═════ Material to process ═════

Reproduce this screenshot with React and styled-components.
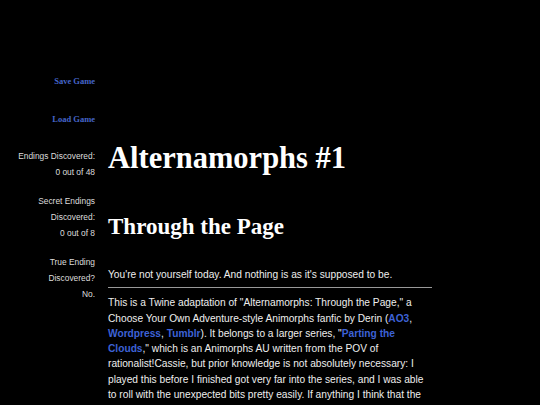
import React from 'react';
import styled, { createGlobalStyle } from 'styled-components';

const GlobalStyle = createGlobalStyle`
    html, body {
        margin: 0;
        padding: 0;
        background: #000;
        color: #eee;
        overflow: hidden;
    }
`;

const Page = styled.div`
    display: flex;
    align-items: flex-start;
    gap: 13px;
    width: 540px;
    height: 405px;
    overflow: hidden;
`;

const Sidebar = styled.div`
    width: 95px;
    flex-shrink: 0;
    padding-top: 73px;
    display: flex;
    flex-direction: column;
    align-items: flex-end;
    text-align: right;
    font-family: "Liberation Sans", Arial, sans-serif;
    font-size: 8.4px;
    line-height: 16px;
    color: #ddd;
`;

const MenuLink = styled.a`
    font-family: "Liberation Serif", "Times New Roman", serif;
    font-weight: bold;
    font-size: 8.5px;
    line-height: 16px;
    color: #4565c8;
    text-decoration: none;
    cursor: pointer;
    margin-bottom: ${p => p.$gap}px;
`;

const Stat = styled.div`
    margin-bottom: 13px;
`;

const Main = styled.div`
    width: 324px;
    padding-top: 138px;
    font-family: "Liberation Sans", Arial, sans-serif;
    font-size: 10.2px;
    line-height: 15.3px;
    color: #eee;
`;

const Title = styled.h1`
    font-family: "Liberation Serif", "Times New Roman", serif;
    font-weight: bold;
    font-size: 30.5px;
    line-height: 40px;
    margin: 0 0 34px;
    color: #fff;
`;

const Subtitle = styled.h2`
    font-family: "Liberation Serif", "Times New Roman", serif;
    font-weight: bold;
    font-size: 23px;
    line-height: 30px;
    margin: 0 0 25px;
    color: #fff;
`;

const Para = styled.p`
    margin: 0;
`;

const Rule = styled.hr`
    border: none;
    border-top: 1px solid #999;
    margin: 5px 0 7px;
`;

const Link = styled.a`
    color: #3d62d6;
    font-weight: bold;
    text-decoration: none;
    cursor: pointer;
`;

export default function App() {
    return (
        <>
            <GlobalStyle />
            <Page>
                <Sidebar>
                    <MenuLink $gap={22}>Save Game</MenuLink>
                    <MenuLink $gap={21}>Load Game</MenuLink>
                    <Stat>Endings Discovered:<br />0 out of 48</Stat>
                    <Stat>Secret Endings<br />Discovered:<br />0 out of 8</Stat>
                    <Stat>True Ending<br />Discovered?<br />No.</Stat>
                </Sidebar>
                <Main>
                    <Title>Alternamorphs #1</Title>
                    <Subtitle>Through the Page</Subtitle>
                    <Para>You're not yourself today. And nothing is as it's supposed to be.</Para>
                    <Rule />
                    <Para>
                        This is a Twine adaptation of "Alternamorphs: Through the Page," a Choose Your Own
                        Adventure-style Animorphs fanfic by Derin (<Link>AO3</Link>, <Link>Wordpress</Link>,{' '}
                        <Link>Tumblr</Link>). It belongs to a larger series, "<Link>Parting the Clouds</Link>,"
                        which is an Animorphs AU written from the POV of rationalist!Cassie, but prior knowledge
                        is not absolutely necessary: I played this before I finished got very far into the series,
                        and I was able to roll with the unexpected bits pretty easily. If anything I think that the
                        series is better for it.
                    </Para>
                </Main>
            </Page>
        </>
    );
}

═════
═════ Material to process ═════

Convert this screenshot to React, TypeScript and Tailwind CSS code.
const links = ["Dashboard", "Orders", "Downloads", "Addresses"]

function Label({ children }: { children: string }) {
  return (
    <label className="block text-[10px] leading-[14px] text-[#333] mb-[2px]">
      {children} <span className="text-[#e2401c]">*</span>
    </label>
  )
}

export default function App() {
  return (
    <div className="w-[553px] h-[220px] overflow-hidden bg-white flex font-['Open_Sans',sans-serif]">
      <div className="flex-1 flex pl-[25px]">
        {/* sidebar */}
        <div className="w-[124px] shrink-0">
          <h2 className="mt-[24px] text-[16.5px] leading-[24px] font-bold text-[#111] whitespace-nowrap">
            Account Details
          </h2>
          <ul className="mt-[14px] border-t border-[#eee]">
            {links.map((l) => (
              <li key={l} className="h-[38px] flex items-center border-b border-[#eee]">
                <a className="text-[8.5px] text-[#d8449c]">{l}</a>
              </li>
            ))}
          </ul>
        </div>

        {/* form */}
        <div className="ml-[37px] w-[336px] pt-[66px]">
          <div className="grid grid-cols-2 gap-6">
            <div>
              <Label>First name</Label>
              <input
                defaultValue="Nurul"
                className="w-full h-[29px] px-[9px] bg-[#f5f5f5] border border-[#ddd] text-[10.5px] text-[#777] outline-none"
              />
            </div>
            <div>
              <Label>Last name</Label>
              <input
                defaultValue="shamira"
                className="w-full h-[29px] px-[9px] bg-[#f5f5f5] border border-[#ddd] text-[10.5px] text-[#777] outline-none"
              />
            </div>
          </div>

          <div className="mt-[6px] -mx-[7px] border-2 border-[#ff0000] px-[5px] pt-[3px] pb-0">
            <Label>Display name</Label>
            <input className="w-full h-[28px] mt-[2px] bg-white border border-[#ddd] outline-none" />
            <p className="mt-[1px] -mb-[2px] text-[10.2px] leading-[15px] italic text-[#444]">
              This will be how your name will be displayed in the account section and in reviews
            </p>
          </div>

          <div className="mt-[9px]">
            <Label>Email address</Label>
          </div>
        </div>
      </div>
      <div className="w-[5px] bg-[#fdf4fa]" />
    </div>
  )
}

═════

Written instruction: Check each line of the records above for the string "with", and report every line that has it.

Reply:
Reproduce this screenshot with React and styled-components.
                        and I was able to roll with the unexpected bits pretty easily. If anything I think that the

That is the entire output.